Mal­colm X, les Black Pan­thers… la résis­tance noire, c’est une vieille his­toire. Pen­sez-vous qu’avec Fer­gu­son et Bal­ti­more, une nou­velle géné­ra­tion de résis­tance est née ?

Oui, et je pense que de plus en plus de gens vont rejoindre le com­bat. C’est une ère nou­velle, mais c’est mal­heu­reu­se­ment le même vieux com­bat. Nous ne sommes tou­jours pas libres ! La guerre contre les hommes et femmes noir(e)s dure depuis plus long­temps que ma propre vie. Je suis sûre qu’un chan­ge­ment abso­lu va adve­nir, mais ça ne sera sûre­ment pas de mon vivant. Cepen­dant, je suis prête à sou­te­nir, à conseiller, et à com­battre aux côtés de la jeu­nesse dans notre com­bat, parce que cette lutte, c’est à nous de la remporter.

Des juifs éthio­piens pro­testent contre la bru­ta­li­té poli­cière en Israël, la com­mu­nau­té noire des fave­las du Bré­sil affronte aus­si la bru­ta­li­té poli­cière. Pen­sez-vous que vous noirs des USA puis­siez tis­ser main­te­nant des alliances avec les luttes des com­mu­nau­tés noires des autres par­ties du monde ?

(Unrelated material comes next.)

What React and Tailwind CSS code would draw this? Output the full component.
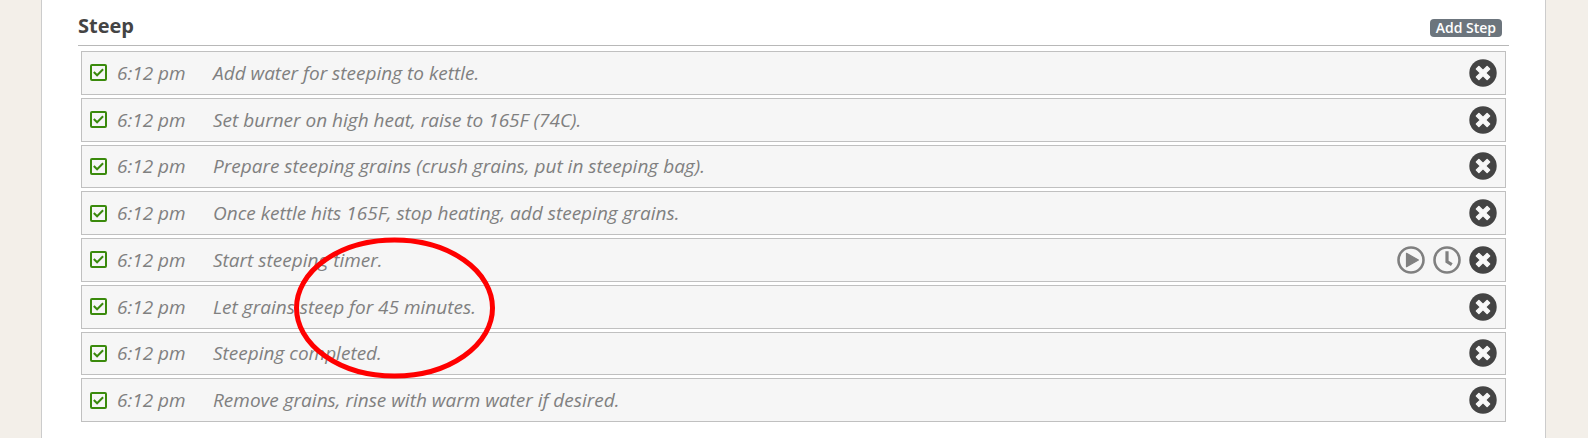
const steps = [
  { id: 1, time: "6:12 pm", text: "Add water for steeping to kettle." },
  { id: 2, time: "6:12 pm", text: "Set burner on high heat, raise to 165F (74C)." },
  { id: 3, time: "6:12 pm", text: "Prepare steeping grains (crush grains, put in steeping bag)." },
  { id: 4, time: "6:12 pm", text: "Once kettle hits 165F, stop heating, add steeping grains." },
  { id: 5, time: "6:12 pm", text: "Start steeping timer.", timer: true },
  { id: 6, time: "6:12 pm", text: "Let grains steep for 45 minutes." },
  { id: 7, time: "6:12 pm", text: "Steeping completed." },
  { id: 8, time: "6:12 pm", text: "Remove grains, rinse with warm water if desired." },
];

function RemoveIcon() {
  return (
    <svg viewBox="0 0 28 28" className="block size-7">
      <circle cx="14" cy="14" r="13.7" fill="#444" />
      <path
        d="M9.9 7.4l4.1 4.1 4.1-4.1 2.5 2.5-4.1 4.1 4.1 4.1-2.5 2.5-4.1-4.1-4.1 4.1-2.5-2.5 4.1-4.1-4.1-4.1z"
        fill="#f8f8f8"
        stroke="#f8f8f8"
        strokeWidth="1.4"
        strokeLinejoin="round"
      />
    </svg>
  );
}

function PlayIcon() {
  return (
    <svg viewBox="0 0 28 28" className="block size-7">
      <circle cx="14" cy="14" r="12.5" fill="none" stroke="#808080" strokeWidth="2.6" />
      <path d="M9.5 7.3v13.4L21.4 14z" fill="#808080" stroke="#808080" strokeWidth="1.2" strokeLinejoin="round" />
    </svg>
  );
}

function ClockIcon() {
  return (
    <svg viewBox="0 0 28 28" className="block size-7">
      <circle cx="14" cy="14" r="12.5" fill="none" stroke="#808080" strokeWidth="2.6" />
      <path d="M14 5.2v10.4l4.8 3" fill="none" stroke="#808080" strokeWidth="3.2" />
    </svg>
  );
}

function Step({ step }) {
  const id = `step-${step.id}`;

  return (
    <li className="flex items-center border border-[#c0c0c0] bg-[#f6f6f6] px-2">
      <span className="relative block size-[17px]">
        <input
          id={id}
          type="checkbox"
          defaultChecked
          className="peer block size-[17px] appearance-none rounded-xs border-2 border-[#3a8a0c]"
        />
        <svg
          viewBox="0 0 17 17"
          className="pointer-events-none absolute inset-0 hidden size-[17px] peer-checked:block"
        >
          <path d="M3.8 8l3.3 3.3 6-6" fill="none" stroke="#3a8a0c" strokeWidth="2" />
        </svg>
      </span>
      <label htmlFor={id} className="flex flex-1 pl-2.5 text-[19px] leading-7 text-[#808080] italic">
        <span className="w-24">{step.time}</span>
        <span>{step.text}</span>
      </label>

      {/* Actions */}
      <div className="flex gap-2">
        {step.timer && (
          <>
            <button type="button" aria-label="Start timer">
              <PlayIcon />
            </button>
            <button type="button" aria-label="Set time">
              <ClockIcon />
            </button>
          </>
        )}
        <button type="button" aria-label="Remove step">
          <RemoveIcon />
        </button>
      </div>
    </li>
  );
}

export default function App() {
  return (
    <div className="min-h-screen bg-[#f3efe9] pr-[42px] pl-[41px] font-['Open_Sans',sans-serif]">
      <main className="relative min-h-screen border-x border-[#ccc] bg-white px-9">
        {/* Section title */}
        <header className="flex h-[46px] items-end justify-between border-b border-[#b8b8b8] pr-[7px]">
          <h2 className="pb-[5px] text-xl leading-7 font-bold text-[#444]">Steep</h2>
          <button
            type="button"
            className="mb-2 rounded-sm bg-[#6c757d] px-1.5 text-sm leading-[18px] font-semibold text-white"
          >
            Add Step
          </button>
        </header>

        <ul className="mx-[3px] mt-[5px] grid min-h-[371px] auto-rows-fr gap-[3px]">
          {steps.map((step) => (
            <Step key={step.id} step={step} />
          ))}
        </ul>

        {/* Callout around the steeping time */}
        <svg
          viewBox="0 0 202 142"
          className="pointer-events-none absolute top-[237px] left-[251px] h-[142px] w-[202px]"
        >
          <ellipse cx="101.5" cy="71" rx="98" ry="68" fill="none" stroke="#f00" strokeWidth="5" />
        </svg>
      </main>
    </div>
  );
}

Abso­lu­ment et j’espère que cela va être le cas. J’espère qu’on uti­li­se­ra la tech­no­lo­gie pour com­mu­ni­quer et pour nous édu­quer les uns les autres sur ce qui marche et ce qui ne marche pas dans notre lutte. Ce que j’ai appris, c’est que le com­bat est le même où qu’on se trouve dans le monde. Le com­bat des hommes et des femmes noirs pour nous débar­ras­ser de la botte qui nous écrase la nuque, du nœud cou­lant autour de notre cou est le même par­tout où vous allez. De l’Éthiopie au Bré­sil jusqu’aux USA, être noir est un com­bat que nous allons devoir conti­nuer à mener avec achar­ne­ment, et il nous fau­dra résis­ter pour gagner. Je rap­pelle tou­jours aux gens que je n’ai aucun inté­rêt à deve­nir l’égale de mon oppres­seur. Je ne veux pas ce que l’homme blanc pos­sède… je veux sim­ple­ment pou­voir bou­ger libre­ment dans un monde qui soit autant le mien que celui de n’importe qui, sans res­tric­tion, sans inter­rup­tion ou sans har­cè­le­ment de la part de qui­conque. Je veux que mon peuple soit LIBRE DE VIVRE.